The first official national “Juneteenth” celebration in the United States is also focusing attention on the amazing story on the Black Americans who found freedom in México. NBC’s Suzanne Gamboa last week explored the details, and we have an excerpt.

 

Rather than staying at home in Texas where Juneteenth was first celebrated, Corina Torralba Harrington goes to her birthplace, Nacimiento de los Negros in México, where her ancestors built a community long before slavery fully ended in the United States.

 

Celebrating Juneteenth in Texas as the day when Union Gen. Gordon Granger declared slaves had been freed is not our celebration really, because our people freed themselves,” she said, referring to her Black Seminole ancestors, known as Negros Mascogos in México.

 

They found freedom more than a decade earlier than its enforcement in Texas July 19, 1865. In her Mexican hometown, June 19 is El Baile de los Negros (The Dance of the Blacks) or El Día del Negro (The Day of the Black).

 

After escaping plantations in Georgia and North Carolina, many Black Seminoles joined in fighting with Native Americans against the U.S. in the Seminole Wars.

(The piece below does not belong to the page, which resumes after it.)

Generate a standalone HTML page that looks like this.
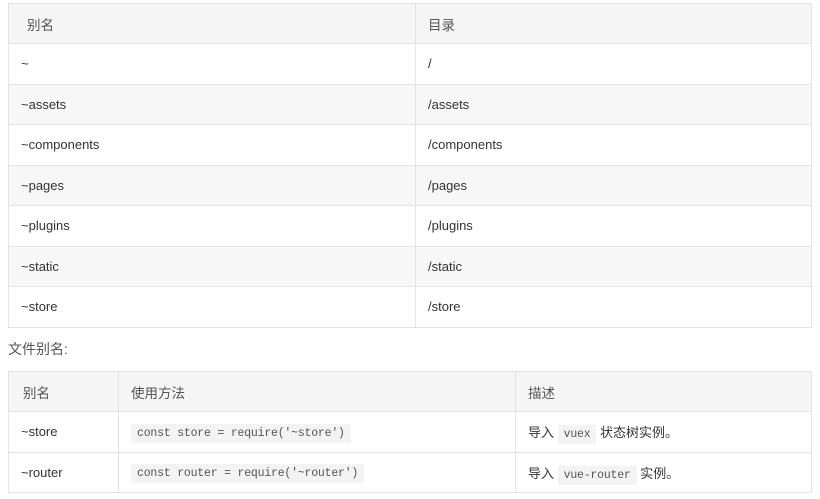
<!DOCTYPE html>
<html><head><meta charset="utf-8"><style>
body{margin:0;background:#fff;font-family:"Liberation Sans","Noto Sans CJK SC",sans-serif;font-size:13px;color:#333;}
table{border-collapse:collapse;position:absolute;left:8px;width:804px;table-layout:fixed}
td,th{border:1px solid #e3e3e3;padding:0 0 0 12px;text-align:left;font-weight:normal;}
th{background:#f5f5f5;color:#555;height:39px;font-size:13.5px}
td{height:39.5px}
tr.g td{background:#f7f7f7}
#t1 th:first-child{padding-left:18px}
code{font-family:"Liberation Mono","Noto Sans CJK SC",monospace;font-size:11.5px;background:#f3f3f3;padding:3px 6px;color:#555;letter-spacing:-0.2px}
.lbl{position:absolute;left:8px;top:339px;font-size:14px;color:#555}
</style></head><body>
<table id="t1" style="top:3px">
<colgroup><col style="width:407px"><col></colgroup>
<tr><th>别名</th><th>目录</th></tr>
<tr><td>~</td><td>/</td></tr>
<tr class="g"><td>~assets</td><td>/assets</td></tr>
<tr><td>~components</td><td>/components</td></tr>
<tr class="g"><td>~pages</td><td>/pages</td></tr>
<tr><td>~plugins</td><td>/plugins</td></tr>
<tr class="g"><td>~static</td><td>/static</td></tr>
<tr><td>~store</td><td>/store</td></tr>
</table>
<div class="lbl">文件别名:</div>
<table style="top:371px">
<colgroup><col style="width:110px"><col style="width:397px"><col></colgroup>
<tr><th style="padding-left:14px">别名</th><th>使用方法</th><th>描述</th></tr>
<tr><td>~store</td><td><code>const store = require('~store')</code></td><td>导入 <code>vuex</code> 状态树实例。</td></tr>
<tr><td>~router</td><td><code>const router = require('~router')</code></td><td>导入 <code>vue-router</code> 实例。</td></tr>
</table>
</body></html>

When the U.S. prevailed, it removed the Black Seminoles with Native Americans to Indian Territory, what is now Oklahoma.

 

Still facing the threat of being returned to slavery, John Horse led a group of Black Seminoles and Native Americans on another treacherous journey from Oklahoma to Mexico, where slavery had been largely abolished since 1829.

 

Ashley Rodriguez, Harrington’s niece commented, “I'm a Black Mexican ... Now that I've got older and realized what Juneteenth is about, I think of it in different perspectives. I think of it as my ancestors freeing themselves from slavery. Nobody really knows about the Mexican side of it.”